Morse’s roof was leaking, and along with her neighbors near Santa Cruz, she has spent every day of 2023 trying to figure out how to keep her house dry after an unrelenting onslaught of violent weather caused widespread damage over the past two weeks. Cars were submerged, trees uprooted and roofs blown off homes.

Earlier this week, Morse and her fellow residents of tiny Rio Del Mar were ordered to evacuate as hillsides collapsed and massive logs and stumps tumbled down the bloated Aptos Creek from the Santa Cruz mountains into the Monterey Bay. Now they were scrambling to clean up while simultaneously stacking sandbags and hoping for the best as the rain got heavier.

“It’s one step forward and two steps back right now,” said Morse, 59, a disabled army veteran. “There’s so much damage already.”

Michael Anderson, climatologist with the department of water resources, said California has been hit by seven storms since the end of December and two more slightly weaker ones were expected before the state gets a reprieve by the end of next week.

“The challenge is they’re storms eight and nine in the sequence and the cumulative effect is likely to cause impacts larger than the storms themselves might cause,” Anderson said.

A car that was swept from the road above during a landslide lies in an orchard on Wednesday near Fillmore, California. Photograph: David McNew/Getty Images

In Montecito, a wealthy Santa Barbara county community that is home to Prince Harry and other celebrities, where 23 people died in a mudslide five years ago, this week’s storm brought back harrowing memories.
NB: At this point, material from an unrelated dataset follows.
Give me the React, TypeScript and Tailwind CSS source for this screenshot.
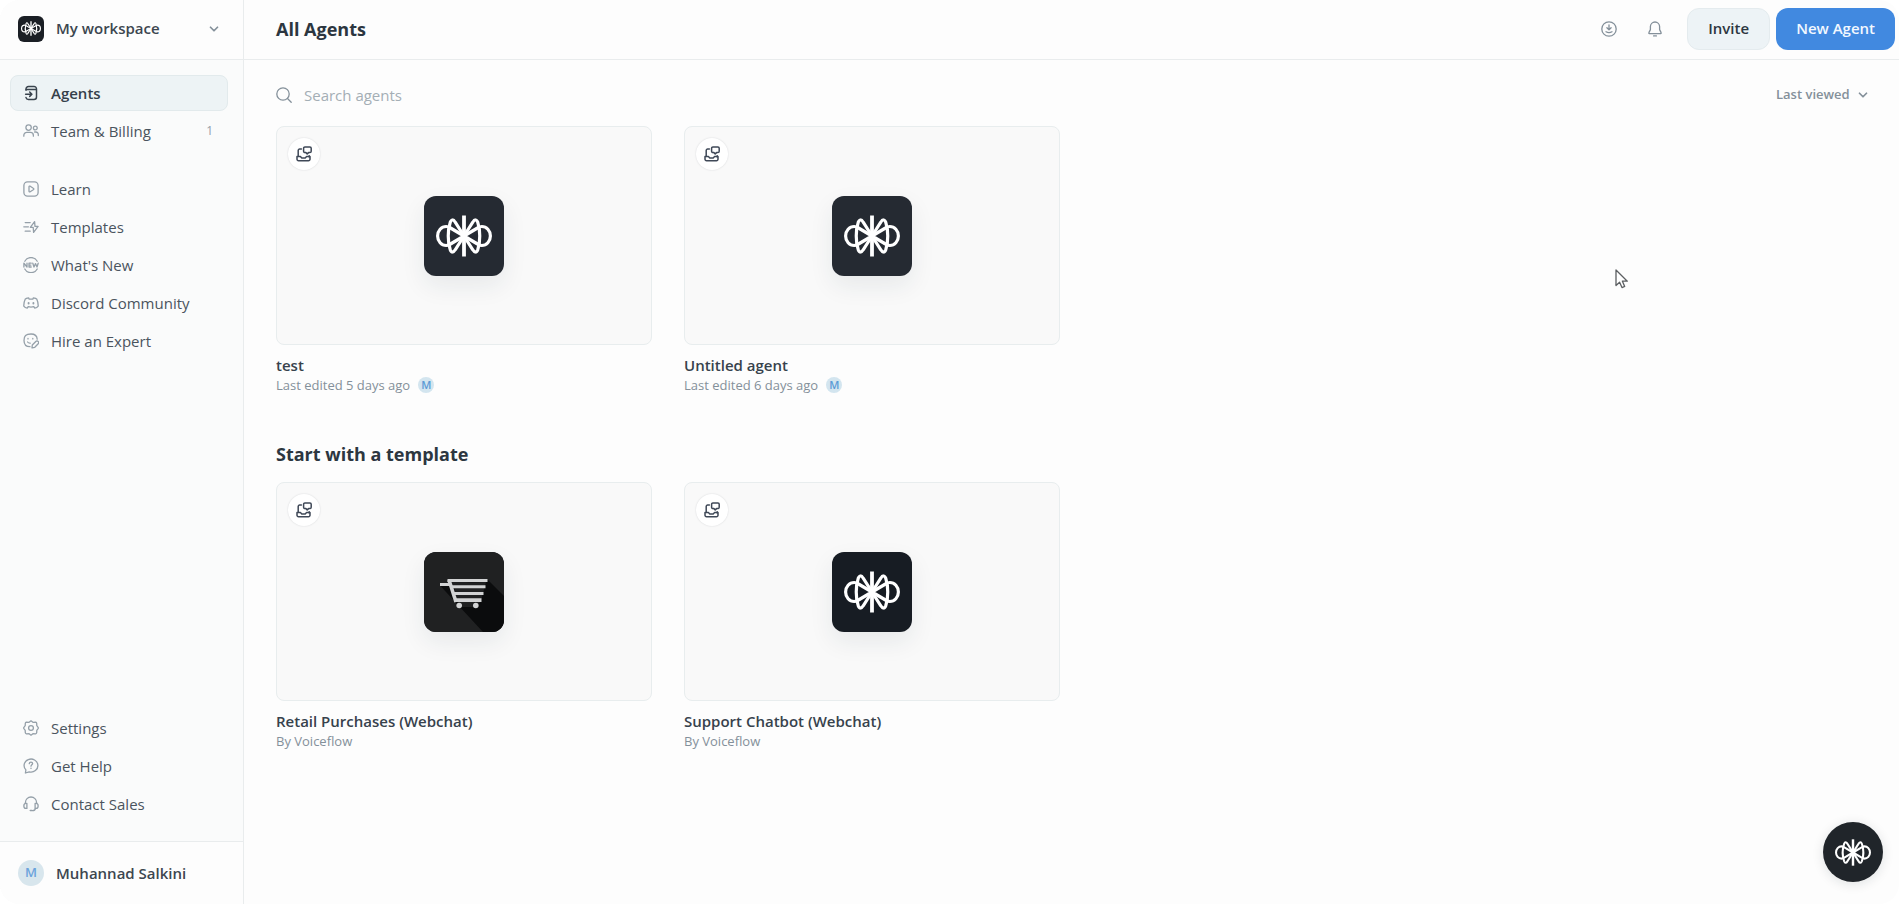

Susanne Tobey, a resident who was rescued when that 2018 mudslide roared through her community, described this week’s storm as “terrifying”.

“I don’t think I slept the whole night and the rain was ... you just can’t imagine. It’s like just living in a waterfall,” Tobey. But even with yet another storm on its way, she plans to stay put again.

“You have to be brave to live in California,” she said, adding: “I can’t imagine living anywhere else.”